Extracted data entries
──────
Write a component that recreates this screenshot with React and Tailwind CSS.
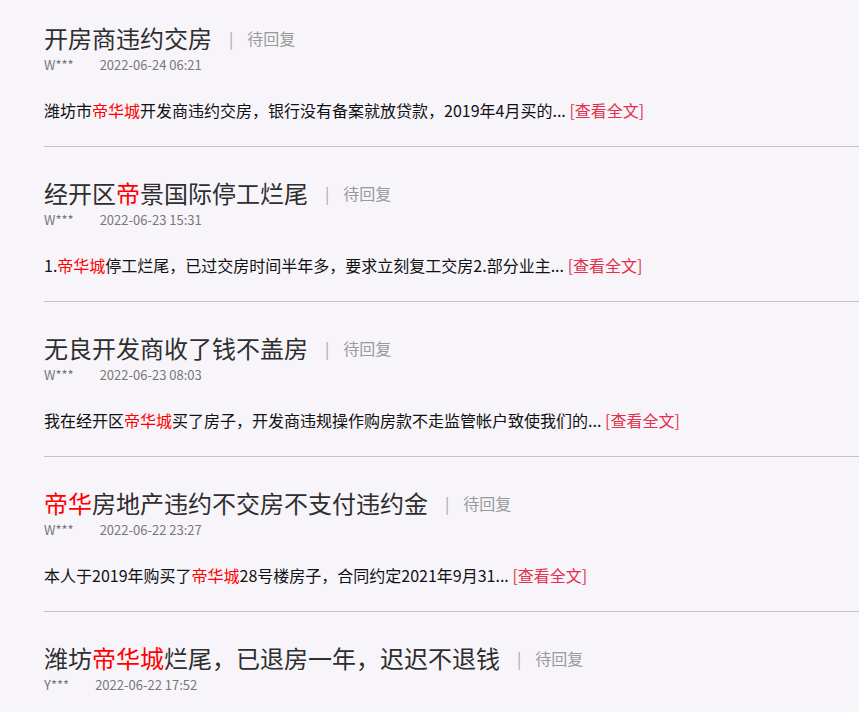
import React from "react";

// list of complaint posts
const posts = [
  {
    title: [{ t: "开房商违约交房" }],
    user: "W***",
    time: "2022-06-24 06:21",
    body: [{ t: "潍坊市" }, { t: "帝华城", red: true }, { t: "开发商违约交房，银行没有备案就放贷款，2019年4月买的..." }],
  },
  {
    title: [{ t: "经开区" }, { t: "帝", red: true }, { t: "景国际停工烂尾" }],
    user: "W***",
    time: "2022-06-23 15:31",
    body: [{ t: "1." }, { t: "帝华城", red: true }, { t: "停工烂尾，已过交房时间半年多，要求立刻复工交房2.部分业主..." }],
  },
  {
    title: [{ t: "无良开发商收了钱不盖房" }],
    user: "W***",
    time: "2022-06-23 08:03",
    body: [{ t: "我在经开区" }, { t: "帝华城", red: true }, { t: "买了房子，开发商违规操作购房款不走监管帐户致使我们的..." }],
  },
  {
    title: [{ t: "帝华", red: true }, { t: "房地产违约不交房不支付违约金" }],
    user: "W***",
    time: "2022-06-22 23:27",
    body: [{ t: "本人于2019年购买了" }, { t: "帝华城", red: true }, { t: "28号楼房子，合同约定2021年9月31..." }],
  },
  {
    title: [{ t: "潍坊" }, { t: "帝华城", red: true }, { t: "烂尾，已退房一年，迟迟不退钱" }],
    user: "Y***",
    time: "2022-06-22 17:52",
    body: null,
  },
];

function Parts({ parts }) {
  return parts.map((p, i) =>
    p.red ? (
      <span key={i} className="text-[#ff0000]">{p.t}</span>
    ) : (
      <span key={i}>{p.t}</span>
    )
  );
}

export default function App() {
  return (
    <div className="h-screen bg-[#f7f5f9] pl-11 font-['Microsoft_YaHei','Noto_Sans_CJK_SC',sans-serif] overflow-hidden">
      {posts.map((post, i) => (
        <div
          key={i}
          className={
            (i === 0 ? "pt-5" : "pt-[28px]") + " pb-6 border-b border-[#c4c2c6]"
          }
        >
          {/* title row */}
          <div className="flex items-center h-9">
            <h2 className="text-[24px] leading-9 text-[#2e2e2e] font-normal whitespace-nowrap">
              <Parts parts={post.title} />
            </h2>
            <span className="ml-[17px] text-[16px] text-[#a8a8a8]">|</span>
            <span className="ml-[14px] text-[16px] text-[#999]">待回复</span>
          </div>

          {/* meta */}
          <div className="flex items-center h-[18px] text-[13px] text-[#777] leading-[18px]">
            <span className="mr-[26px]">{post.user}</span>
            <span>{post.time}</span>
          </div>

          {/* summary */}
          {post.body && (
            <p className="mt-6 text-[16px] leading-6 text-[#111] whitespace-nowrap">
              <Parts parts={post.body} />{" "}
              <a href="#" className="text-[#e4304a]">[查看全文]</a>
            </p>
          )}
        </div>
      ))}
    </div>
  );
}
──────
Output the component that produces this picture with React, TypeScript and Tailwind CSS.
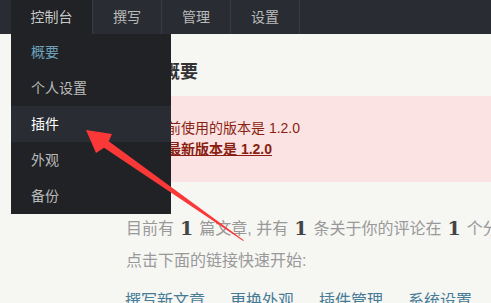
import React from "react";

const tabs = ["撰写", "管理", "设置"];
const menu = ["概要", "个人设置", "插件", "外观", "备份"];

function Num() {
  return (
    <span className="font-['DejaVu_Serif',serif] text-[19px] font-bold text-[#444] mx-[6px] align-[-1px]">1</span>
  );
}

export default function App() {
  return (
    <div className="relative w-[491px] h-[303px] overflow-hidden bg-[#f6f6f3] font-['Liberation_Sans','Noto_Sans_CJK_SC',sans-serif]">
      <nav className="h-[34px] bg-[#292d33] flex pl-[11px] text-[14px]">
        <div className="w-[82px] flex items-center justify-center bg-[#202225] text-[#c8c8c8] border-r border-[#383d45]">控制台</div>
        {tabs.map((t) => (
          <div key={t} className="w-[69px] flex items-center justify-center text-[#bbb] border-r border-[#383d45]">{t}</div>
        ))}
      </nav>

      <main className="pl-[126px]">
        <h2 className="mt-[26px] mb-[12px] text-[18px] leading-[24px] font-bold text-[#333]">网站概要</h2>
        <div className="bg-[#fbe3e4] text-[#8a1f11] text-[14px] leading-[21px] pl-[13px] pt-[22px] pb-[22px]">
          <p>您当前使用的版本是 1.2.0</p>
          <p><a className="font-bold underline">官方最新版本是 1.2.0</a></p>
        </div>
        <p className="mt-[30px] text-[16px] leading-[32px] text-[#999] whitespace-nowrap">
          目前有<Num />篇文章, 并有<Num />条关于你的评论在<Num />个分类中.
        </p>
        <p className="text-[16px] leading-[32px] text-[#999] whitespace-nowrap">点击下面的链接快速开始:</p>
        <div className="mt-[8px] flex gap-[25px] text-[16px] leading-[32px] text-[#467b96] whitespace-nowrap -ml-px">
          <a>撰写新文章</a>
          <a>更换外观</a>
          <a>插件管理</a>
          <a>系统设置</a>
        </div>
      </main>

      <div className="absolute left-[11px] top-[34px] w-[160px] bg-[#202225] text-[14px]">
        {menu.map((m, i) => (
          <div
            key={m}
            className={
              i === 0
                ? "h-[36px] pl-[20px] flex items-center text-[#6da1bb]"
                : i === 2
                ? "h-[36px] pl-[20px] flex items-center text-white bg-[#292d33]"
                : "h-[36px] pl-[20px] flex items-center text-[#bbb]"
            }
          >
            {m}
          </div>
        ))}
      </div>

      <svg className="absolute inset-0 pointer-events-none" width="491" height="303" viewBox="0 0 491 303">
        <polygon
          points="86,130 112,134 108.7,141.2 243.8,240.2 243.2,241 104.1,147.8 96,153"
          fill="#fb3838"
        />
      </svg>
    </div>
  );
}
──────
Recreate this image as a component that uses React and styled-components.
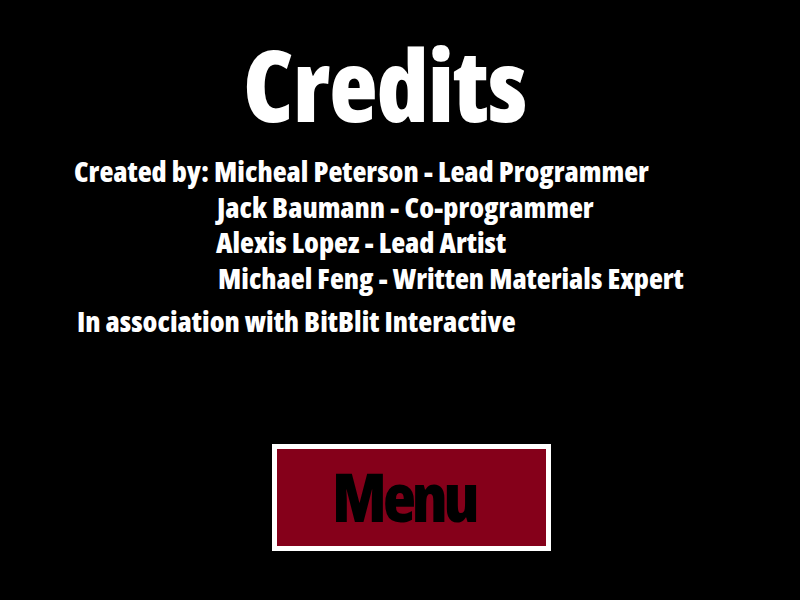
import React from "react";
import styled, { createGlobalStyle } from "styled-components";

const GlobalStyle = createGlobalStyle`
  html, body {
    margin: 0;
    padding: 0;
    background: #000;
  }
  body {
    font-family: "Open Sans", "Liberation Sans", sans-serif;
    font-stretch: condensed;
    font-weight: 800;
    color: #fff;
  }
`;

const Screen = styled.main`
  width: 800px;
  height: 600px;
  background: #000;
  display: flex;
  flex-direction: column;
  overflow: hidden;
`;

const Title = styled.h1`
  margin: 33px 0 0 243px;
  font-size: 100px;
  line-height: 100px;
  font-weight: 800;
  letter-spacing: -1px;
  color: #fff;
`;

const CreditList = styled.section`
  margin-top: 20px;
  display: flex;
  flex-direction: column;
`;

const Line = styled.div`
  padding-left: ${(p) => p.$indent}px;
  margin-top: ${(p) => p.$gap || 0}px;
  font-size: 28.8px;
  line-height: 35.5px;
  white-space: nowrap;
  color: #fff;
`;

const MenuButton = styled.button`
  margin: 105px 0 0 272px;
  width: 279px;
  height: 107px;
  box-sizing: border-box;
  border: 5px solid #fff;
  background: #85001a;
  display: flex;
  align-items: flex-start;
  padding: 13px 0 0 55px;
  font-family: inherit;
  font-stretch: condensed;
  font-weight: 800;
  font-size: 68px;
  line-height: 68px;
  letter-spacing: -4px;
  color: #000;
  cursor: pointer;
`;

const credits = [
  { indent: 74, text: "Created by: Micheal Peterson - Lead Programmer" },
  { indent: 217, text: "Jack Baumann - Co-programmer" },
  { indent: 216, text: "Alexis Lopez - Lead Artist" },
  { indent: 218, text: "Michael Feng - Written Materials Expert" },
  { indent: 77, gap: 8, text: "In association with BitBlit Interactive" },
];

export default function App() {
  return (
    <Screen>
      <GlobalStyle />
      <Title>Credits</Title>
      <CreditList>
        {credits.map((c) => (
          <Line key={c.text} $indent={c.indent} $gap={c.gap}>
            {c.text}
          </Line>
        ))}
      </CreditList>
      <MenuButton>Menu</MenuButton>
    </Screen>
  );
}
──────
Where a line contains the string "this", extract that line.

Answer to the exercise >>
Write a component that recreates this screenshot with React and Tailwind CSS.
Output the component that produces this picture with React, TypeScript and Tailwind CSS.
Recreate this image as a component that uses React and styled-components.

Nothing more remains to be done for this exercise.